第12話 呪われた部分:ジョルジュ・バタイユ

「バタイユは私の思想に最も近い」

死の直前、最後のインタビューで三島由紀夫が名前を挙げた哲学者の著作(哲学書)。

<エロティシズムとはタブーを犯すこと>という、エロティシズム論が有名。


あらすじ

起:この地球は、太陽から熱エネルギーを享受し続けている。つまり、地球は無限のエネルギーで満たされている。

承:地球のエネルギーは、まず最初に植物にため込まれ、次に虫や草食動物たちがそれらを食べる。次に、草食動物たちは肉食動物たちによって食べられていく。この過程で、重要なのが、上位の生物にエネルギーが移行するにしたがって、分散していたエネルギーが集約され、より強大なエネルギーが個の中にため込まれていく、という点にある。

転:最上位の生物である人間がため込んでるエネルギーは相当なものである。バタイユはこんなことを言う「エネルギーは全くの無意味に消費される必要がある※」。そして、「芸術活動、古代の供犠、エロチックな行為、それらは、エネルギーを無意味に消費するための手段なのだ」

結:面白ポイント①参照


面白ポイント①:そんなにエロい人じゃない

→バタイユというと「エロを突き詰めたエロ哲学者」という、イメージが一般的で、私もそんな先入観を持って色々と調べ始めたのですが、それはちょっと違いました。

彼は「エロ」のみを考えていたわけではなく、あくまで、彼の思想体系の一部分でしかないようです。

→あらすじにも書いた通り、エネルギーという科学的な視点から考察は始まっていて、彼はそこから独自の経済論を組み立てるに至ります。(呪われた部分という本の副題は全般"経済学"試論です)

→彼は商品や貨幣ではなくエネルギーを起点として経済を考察し、資本主義を批判するに至ります。

→そのロジックはこんな感じです。「資本主義とは、<労働・生産活動により、資本を増やす。そして、増大した資本をもとにさらに労働・生産活動を続ける>。ここには、エネルギーの消費がない。
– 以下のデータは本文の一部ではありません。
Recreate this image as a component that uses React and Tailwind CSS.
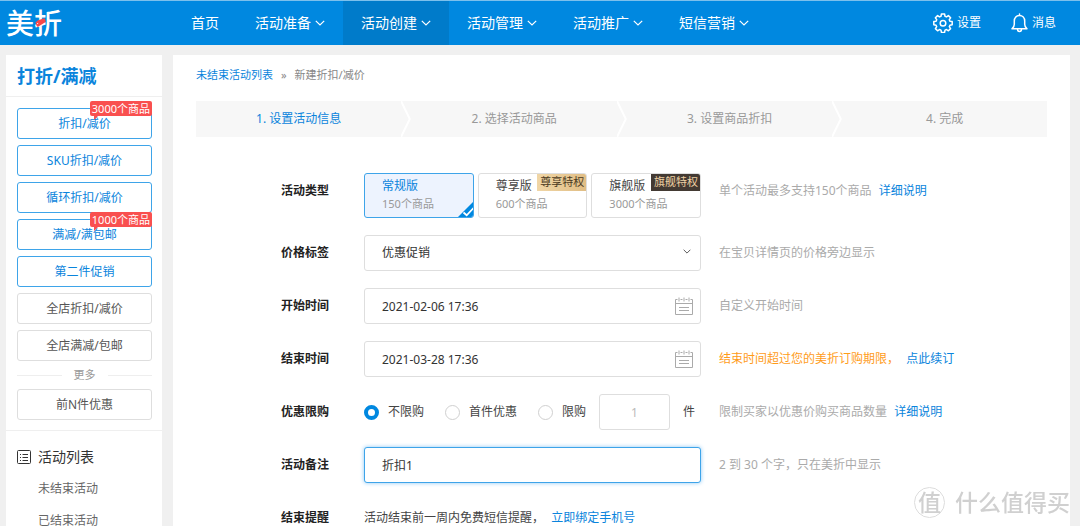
import { useState } from "react";
import clsx from "clsx";

const NAV = [
  { label: "首页" },
  { label: "活动准备", menu: true },
  { label: "活动创建", menu: true, active: true },
  { label: "活动管理", menu: true },
  { label: "活动推广", menu: true },
  { label: "短信营销", menu: true },
];

const TOOLS = [
  { label: "折扣/减价", primary: true, badge: "3000个商品" },
  { label: "SKU折扣/减价", primary: true },
  { label: "循环折扣/减价", primary: true },
  { label: "满减/满包邮", primary: true, badge: "1000个商品" },
  { label: "第二件促销", primary: true },
  { label: "全店折扣/减价" },
  { label: "全店满减/包邮" },
];

const STEPS = ["1. 设置活动信息", "2. 选择活动商品", "3. 设置商品折扣", "4. 完成"];

const EDITIONS = [
  { id: "basic", name: "常规版", quota: "150个商品" },
  { id: "premium", name: "尊享版", quota: "600个商品", tag: "尊享特权", tagClass: "bg-linear-to-r from-[#f0d6a6] to-[#e0bd84] text-[#4a3a22]" },
  { id: "flagship", name: "旗舰版", quota: "3000个商品", tag: "旗舰特权", tagClass: "bg-[#433a33] text-[#f0d2a4]" },
];

const LIMITS = [
  { id: "none", name: "不限购" },
  { id: "first", name: "首件优惠" },
  { id: "custom", name: "限购" },
];

const FIELD = "w-full h-9 rounded-[3px] border border-[#dedede] bg-white pl-[17px] text-[#333] outline-none";

function Chevron({ className }) {
  return (
    <svg className={className} viewBox="0 0 10 6" fill="none" stroke="currentColor" strokeWidth="1.2">
      <path d="M0.8 0.8L5 5l4.200-4.200" />
    </svg>
  );
}

function GearIcon() {
  return (
    <svg className="size-5" viewBox="0 0 20 20" fill="none" stroke="currentColor" strokeWidth="1.5" strokeLinejoin="round">
      <path d="M8.400 1h3.200l.4 2.300 1.500.6 1.900-1.300 2.200 2.200-1.300 1.900.6 1.500 2.300.4v3.200l-2.300.4-.6 1.500 1.300 1.900-2.200 2.200-1.900-1.300-1.500.6-.4 2.300H8.400L8 17.100l-1.500-.6-1.900 1.300-2.200-2.200 1.300-1.900-.6-1.500L.8 11.800V8.600l2.300-.4.6-1.500-1.300-1.900 2.200-2.200 1.900 1.300L8 3.300z" />
      <circle cx="10" cy="10.200" r="2.800" />
    </svg>
  );
}

function BellIcon() {
  return (
    <svg className="w-[17px] h-5" viewBox="0 0 17 20" fill="none" stroke="currentColor" strokeWidth="1.5" strokeLinejoin="round" strokeLinecap="round">
      <path d="M8.500 1v1.500M1 15.800h15c-1.600-1.300-2.300-2.600-2.300-4.600V8c0-3.200-2.200-5.500-5.200-5.500S3.300 4.800 3.300 8v3.200c0 2-.7 3.300-2.300 4.600z" />
      <path d="M6.500 16.200a2 2.200 0 0 0 4 0" />
    </svg>
  );
}

function CalendarIcon() {
  return (
    <svg className="size-[18px]" viewBox="0 0 18 18" fill="none" stroke="currentColor">
      <path d="M2.500 2.500h-2v15h17v-15h-2M5.500 2.500h2M10.500 2.500h2M.5 6.500h17M4 10.500h10M4 13.500h10" />
      <path d="M4 .5v4M9 .5v4M14 .5v4" />
    </svg>
  );
}

function ListIcon() {
  return (
    <svg className="size-[14px]" viewBox="0 0 14 14" fill="none" stroke="currentColor">
      <rect x=".5" y=".5" width="13" height="13" rx="1" />
      <path d="M3 4.500h1M3 7.500h1M3 10.500h1M5.500 4.500H11M5.500 7.500H11M5.500 10.500H11" />
    </svg>
  );
}

function Link({ children, className }) {
  return (
    <a href="#" className={clsx("text-[#0a84dc]", className)}>
      {children}
    </a>
  );
}

function Header() {
  return (
    <header className="flex h-[45px] items-stretch border-t border-[#7cc0ec] bg-[#0088e0] text-white">
      <a href="#" className="relative flex w-[173px] items-center pl-[6px] text-[28px] leading-none font-medium">
        美折
        <svg className="absolute top-[17px] left-[35px] h-[10px] w-[11px]" viewBox="0 0 11 10">
          <path d="M.5 4.500L3 2.200 8.500.4a1.300 1.300 0 0 1 1.600.8l.5 1.700a1.300 1.300 0 0 1-.8 1.600L3.500 8.600a1.400 1.400 0 0 1-1.900-.8z" fill="#f9484a" />
          <circle cx="2.600" cy="5.500" r=".6" fill="#fff" />
        </svg>
      </a>
      <nav className="flex text-sm">
        {NAV.map((item) => (
          <a key={item.label} href="#" className={clsx("flex items-center gap-1 px-[18px]", item.active && "bg-[#007bca]")}>
            {item.label}
            {item.menu && <Chevron className="h-[6px] w-[10px]" />}
          </a>
        ))}
      </nav>
      <div className="ml-auto flex items-center gap-[30px] pr-6 text-xs">
        <a href="#" className="flex items-center gap-1">
          <GearIcon />
          设置
        </a>
        <a href="#" className="flex items-center gap-1">
          <BellIcon />
          消息
        </a>
      </div>
    </header>
  );
}

function ToolButton({ tool }) {
  return (
    <button
      type="button"
      className={clsx(
        "relative h-[31px] w-full rounded-[3px] border bg-white",
        tool.primary ? "border-[#3ea4e9] text-[#0a84dc]" : "border-[#dedede] text-[#555]"
      )}
    >
      {tool.label}
      {tool.badge && (
        <span className="absolute -top-2 -right-px h-[15px] rounded-[2px] bg-[#f9504f] px-[2px] text-[11px] leading-[15px] text-white">
          {tool.badge}
          <svg className="absolute top-full left-1 h-1 w-1" viewBox="0 0 4 4">
            <path d="M0 0h4L0 4z" fill="#f9504f" />
          </svg>
        </span>
      )}
    </button>
  );
}

function Sidebar() {
  return (
    <aside className="w-[156px] shrink-0 bg-white">
      <h2 className="border-b border-[#efefef] px-[11px] pt-[7px] pb-[6px] text-lg leading-7 font-bold text-[#0a84dc]">打折/满减</h2>
      <div className="flex flex-col gap-[6px] border-b border-[#efefef] pt-[11px] pr-[10px] pb-[10px] pl-[11px]">
        {TOOLS.map((tool) => (
          <ToolButton key={tool.label} tool={tool} />
        ))}
        <div className="flex h-4 items-center gap-3 text-[11px] text-[#999]">
          <span className="h-px flex-1 bg-[#eee]" />
          更多
          <span className="h-px flex-1 bg-[#eee]" />
        </div>
        <ToolButton tool={{ label: "前N件优惠" }} />
      </div>
      <div className="px-[11px] pt-[14px] text-[#666]">
        <h3 className="flex items-center gap-[7px] text-sm leading-6 text-[#333]">
          <ListIcon />
          活动列表
        </h3>
        <ul className="pt-1 pl-[21px] leading-8">
          <li>
            <a href="#">未结束活动</a>
          </li>
          <li>
            <a href="#">已结束活动</a>
          </li>
        </ul>
      </div>
    </aside>
  );
}

function Steps() {
  return (
    <ol className="flex h-9 bg-[#f7f7f7] text-[#999]">
      {STEPS.map((step, i) => (
        <li key={step} className={clsx("flex items-stretch", i < STEPS.length - 1 ? "flex-1" : "flex-[0.95]")}>
          <span className={clsx("flex flex-1 items-center justify-center", i === 0 && "text-[#0a84dc]")}>{step}</span>
          {i < STEPS.length - 1 && (
            <svg className="h-9 w-[10px]" viewBox="0 0 10 36" fill="none" stroke="#fff" strokeWidth="2">
              <path d="M-.5-1L8.800 18-.5 37" />
            </svg>
          )}
        </li>
      ))}
    </ol>
  );
}

function Row({ label, htmlFor, hint, children }) {
  return (
    <div className="flex items-start">
      <label htmlFor={htmlFor} className="w-[133px] shrink-0 text-right leading-9 font-bold text-[#222]">
        {label}
      </label>
      <div className="ml-[35px] w-[337px] shrink-0">{children}</div>
      <div className="ml-[18px] leading-9 text-[#aaa]">{hint}</div>
    </div>
  );
}

function DateField({ id, defaultValue }) {
  return (
    <div className="relative">
      <input id={id} type="text" defaultValue={defaultValue} className={FIELD} />
      <span className="pointer-events-none absolute top-[9px] right-2 text-[#aaa]">
        <CalendarIcon />
      </span>
    </div>
  );
}

export default function App() {
  const [edition, setEdition] = useState("basic");
  const [limit, setLimit] = useState("none");

  return (
    <div className="relative min-h-screen bg-[#f0f0f0] font-['Noto_Sans','Noto_Sans_CJK_SC',sans-serif] text-xs text-[#444]">
      <Header />
      <div className="flex gap-[11px] pt-[10px] pr-[10px] pl-[6px]">
        <Sidebar />
        <main className="min-w-0 flex-1 bg-white px-[23px]">
          <div className="flex gap-2 pt-3 pb-[18px] text-[11px] leading-4 text-[#888]">
            <Link>未结束活动列表</Link>
            <span>»</span>
            <span>新建折扣/减价</span>
          </div>
          <Steps />
          <form className="flex flex-col gap-[17px] pt-9" onSubmit={(e) => e.preventDefault()}>
            <Row
              label="活动类型"
              htmlFor="edition-basic"
              hint={
                <>
                  单个活动最多支持150个商品 <Link className="ml-1">详细说明</Link>
                </>
              }
            >
              <div className="flex gap-1">
                {EDITIONS.map((item) => {
                  const checked = edition === item.id;
                  return (
                    <label
                      key={item.id}
                      htmlFor={`edition-${item.id}`}
                      className={clsx(
                        "relative h-[45px] flex-1 overflow-hidden rounded-[3px] border pt-[3px] pl-[17px] leading-[18px]",
                        checked ? "border-[#3ea4e9] bg-[#edf3fe]" : "border-[#dedede]"
                      )}
                    >
                      <input
                        id={`edition-${item.id}`}
                        type="radio"
                        name="edition"
                        className="sr-only"
                        checked={checked}
                        onChange={() => setEdition(item.id)}
                      />
                      <span className={clsx("block", checked && "text-[#0a84dc]")}>{item.name}</span>
                      <span className="block text-[11px] text-[#999]">{item.quota}</span>
                      {item.tag && (
                        <span className={clsx("absolute -top-px -right-px px-[3px] text-[11px]", item.tagClass)}>{item.tag}</span>
                      )}
                      {checked && (
                        <svg className="absolute -right-px -bottom-px size-[17px]" viewBox="0 0 17 17">
                          <path d="M17 0v17H0z" fill="#0088e0" />
                          <path d="M6.500 11.500l3.200 2.800L16.500 7" fill="none" stroke="#fff" strokeWidth="1.800" />
                        </svg>
                      )}
                    </label>
                  );
                })}
              </div>
            </Row>
            <Row label="价格标签" htmlFor="price-tag" hint="在宝贝详情页的价格旁边显示">
              <div className="relative">
                <select id="price-tag" className={clsx(FIELD, "appearance-none")}>
                  <option>优惠促销</option>
                </select>
                <Chevron className="pointer-events-none absolute top-[14px] right-[10px] h-[5px] w-2 text-[#555]" />
              </div>
            </Row>
            <Row label="开始时间" htmlFor="start-time" hint="自定义开始时间">
              <DateField id="start-time" defaultValue="2021-02-06 17:36" />
            </Row>
            <Row
              label="结束时间"
              htmlFor="end-time"
              hint={
                <>
                  <span className="text-[#ff9c1a]">结束时间超过您的美折订购期限，</span> <Link className="ml-1">点此续订</Link>
                </>
              }
            >
              <DateField id="end-time" defaultValue="2021-03-28 17:36" />
            </Row>
            <Row
              label="优惠限购"
              htmlFor="limit-none"
              hint={
                <>
                  限制买家以优惠价购买商品数量 <Link className="ml-1">详细说明</Link>
                </>
              }
            >
              <div className="flex items-center gap-[13px]">
                <div className="flex gap-[21px]">
                  {LIMITS.map((item) => (
                    <label key={item.id} htmlFor={`limit-${item.id}`} className="flex items-center gap-[9px]">
                      <input
                        id={`limit-${item.id}`}
                        type="radio"
                        name="limit"
                        className="size-[15px] appearance-none rounded-full border border-[#d0d0d0] bg-white checked:border-4 checked:border-[#0088e0]"
                        checked={limit === item.id}
                        onChange={() => setLimit(item.id)}
                      />
                      {item.name}
                    </label>
                  ))}
                </div>
                <input
                  type="text"
                  aria-label="限购"
                  defaultValue="1"
                  disabled={limit !== "custom"}
                  className="h-9 w-[71px] rounded-[3px] border border-[#dedede] bg-white text-center disabled:text-[#bbb]"
                />
                <span>件</span>
              </div>
            </Row>
            <Row label="活动备注" htmlFor="remark" hint="2 到 30 个字，只在美折中显示">
              <input
                id="remark"
                type="text"
                defaultValue="折扣1"
                className="h-9 w-full rounded-[3px] border border-[#3ea4e9] bg-white pl-[17px] text-[#333] shadow-[0_0_4px_#8cc8f4] outline-none"
              />
            </Row>
            <Row label="结束提醒" htmlFor="bind-phone">
              <p className="leading-9">
                活动结束前一周内免费短信提醒，{" "}
                <a id="bind-phone" href="#" className="ml-1 text-[#0a84dc]">
                  立即绑定手机号
                </a>
              </p>
            </Row>
          </form>
        </main>
      </div>
      <div className="pointer-events-none fixed right-[10px] bottom-2 flex items-center gap-[10px] text-[#d0d0d0]">
        <span className="flex size-[31px] items-center justify-center rounded-full border border-[#dcdcdc] text-[23px] leading-none font-medium">值</span>
        <span className="text-[23px] leading-8 font-medium">什么值得买</span>
      </div>
    </div>
  );
}
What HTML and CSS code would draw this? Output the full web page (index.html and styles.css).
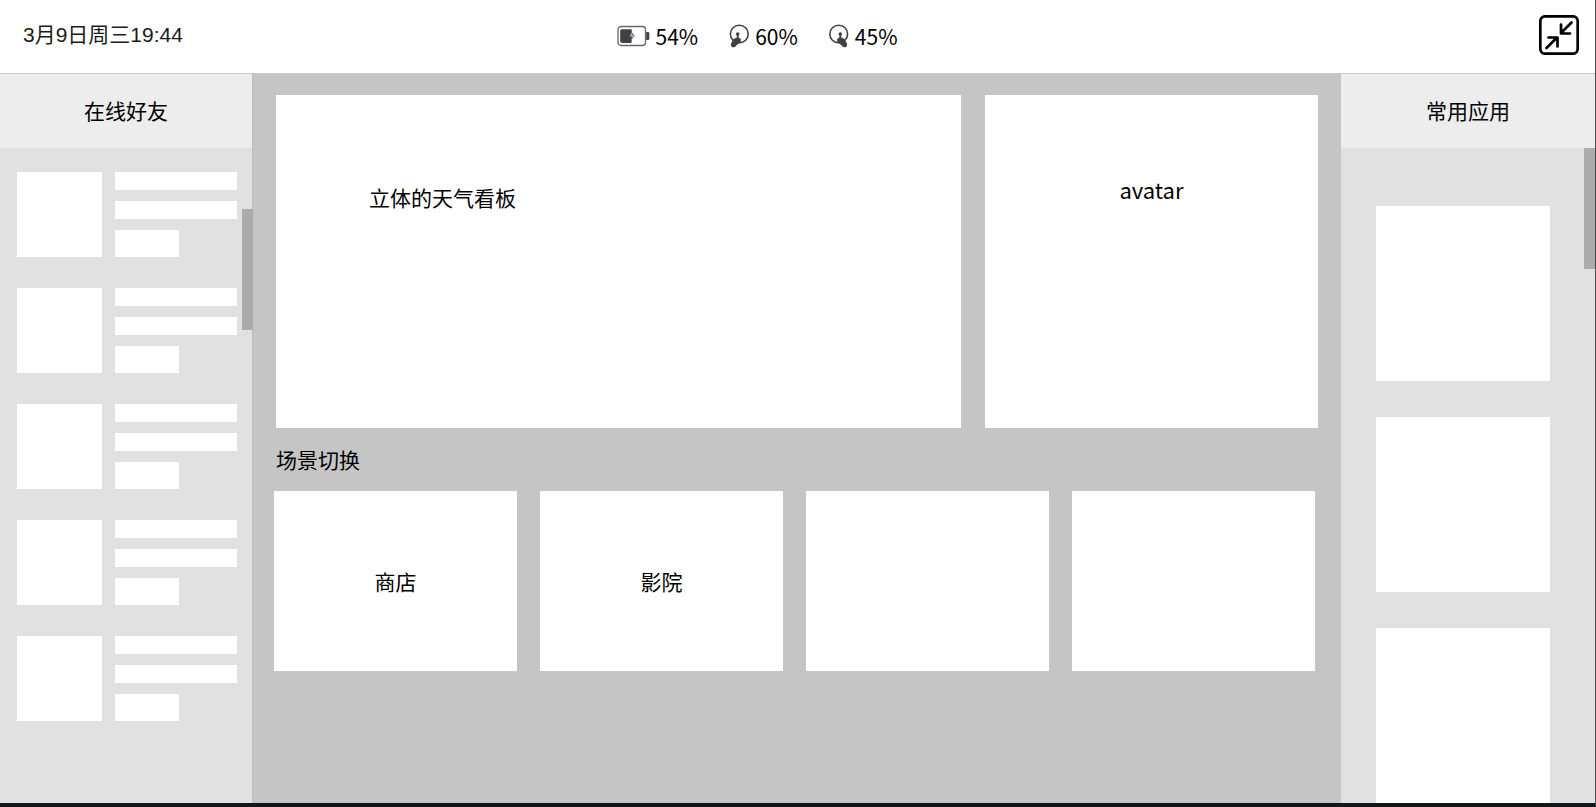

ただ、エネルギーが増大するだけだ※」

→労働や資本をエネルギーの形態の一つとしてとらえれば、なんとなく言っていることがわかる、、、ような気が、私はしています。


面白ポイント②常識を疑え!

→地球上のエネルギーには限りがある。古代の供犠(生贄)は、野蛮で全く意味のない行為。これらは常識です。

→しかし、前述の通り、バタイユは全く反対のことを言っています。彼の思想が正しいかだとか、共感できるかどうかは置いといて、バタイユは世間の常識にとらわれず、自らのロジックを信じて、思考を重ねていったわけです。

→これぞ、哲学って感じがしませんか?

→基本的にわけの分からないことを書いているという本書の印象ですが、もしかしたら、それは、私がまだ常識に囚われすぎているからかもしれませんね。


※エネルギーが増大し続けることが、なぜ悪い事なのかを結びで書こうかと思ったのですが、この時点で千文字を超えている(文字数オーバー)ので省略します。